The Henry Thompson Bridge is worn and chipped around the corners. The Superior office building is a mausoleum of falling ceiling tiles, rusting overhead lamps and leaking ceilings. Renovating it would cost $250,000, said Cheri Cook-Blodgett, coordinator of Skagit County's local satellite office.
After the plant closed, Mary Johnson kept planting flowers around the safety monument until a few years ago. Then kids started pulling the flowers up and spray-painting both the monument and the nearby office building, she said, "and I just gave up."
The town's biggest claim to fame may now be that Tobias Wolff once lived there. His memoir of living in the town in the '50s, "This Boy's Life," was later made into an unflinchingly grim movie starring Robert DeNiro, Ellen Barkin and a fledgling Leonardo DiCaprio.
In a recent survey of residents, one-third said the town has become a less desirable place to live.
"Concrete is a depressed town," said one respondent. "There is no employment for the young; you have to drive 30 miles for employment." Others complained of junk cars, rundown houses and a fear that, if something isn't done, the town "will probably become a ghost town."
About half the town's 790 residents work at the schools or in a few local stores and restaurants. But with cement jobs gone and timber work dwindling, many residents work at the dams or commute to Sedro-Woolley, Anacortes, Burlington, Everett and even Seattle.
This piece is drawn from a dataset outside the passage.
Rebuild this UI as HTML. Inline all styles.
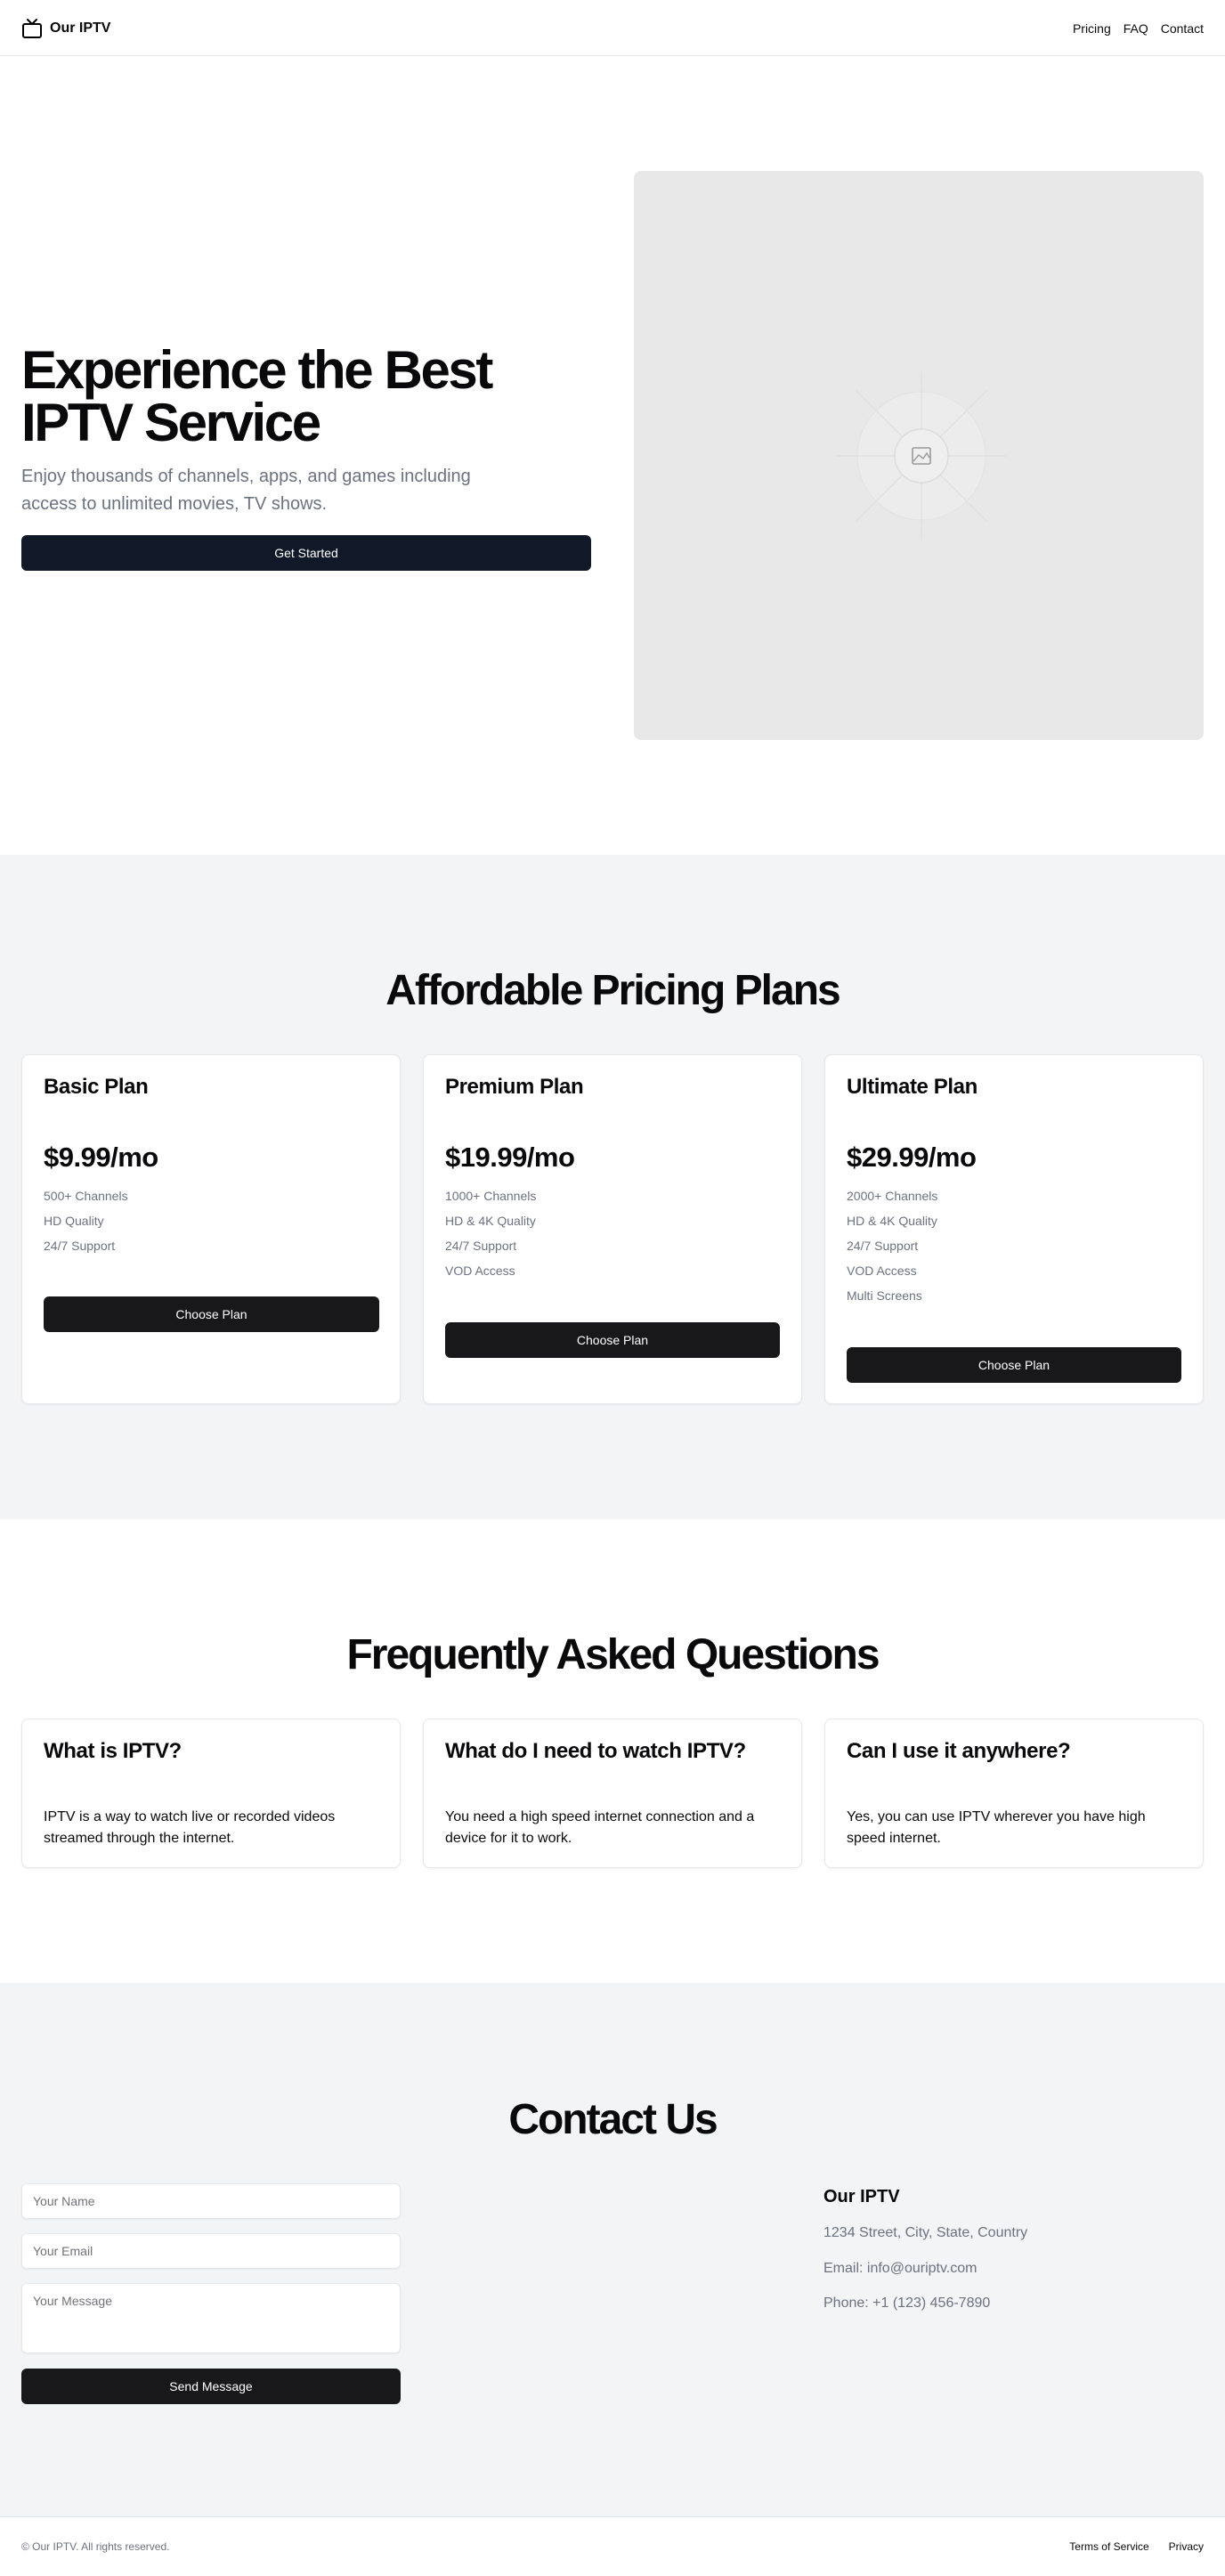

There's little future here for young people, no matter if they want to stay. "Unless you want to work in a restaurant for the rest of your life," said Jacoba Coggins, a Concrete High School senior.
The town a few years ago drew up plans for a park on the old plant site but hasn't the money in its $1 million budget to get it going.
"The only revenue-generating thing they've got up here is a cop," said Mike Patricelli of Glacier Northwest, referring to the police radar on the highway's 35 mph zone. Glacier Northwest, which now owns the Lone Star property, figures half a billion tons of limestone are in the old quarry, but it can more easily barge cement from Canada to Seattle. It has sold off all but two of the 61 homes it once owned in town.
In the early '90s, a letter in the Skagit Valley Herald complained about dead flies in Concrete restaurant windows. It spawned a Dead Fly Festival, complete with a parade and a funeral.
The town has reinvented itself in more wholesome terms with an annual Bald Eagle Festival, held each February as the birds gather by the hundreds along the Skagit. Anne Bussiere, a festival founder, said it brings 3,000 to 4,000 people through town.
Then there's the water. About once a day, a CC Beverage Corporation tanker truck drives up from Burlington, taps into a fire hydrant by the town office building, and draws water from a city spring set deep within Burpee Hill. Back in Burlington, it is bottled as Cascade Clear.
The water is so pure a local lab uses it as a standard by which it can test its equipment for contaminants.
"It's just terrific water," said Mike Finn, CC Beverage's quality assurance manager. "Really a fluke of nature."
In the bargain, Concrete receives a penny a gallon.
Eric Sorensen is The Seattle Times' science reporter.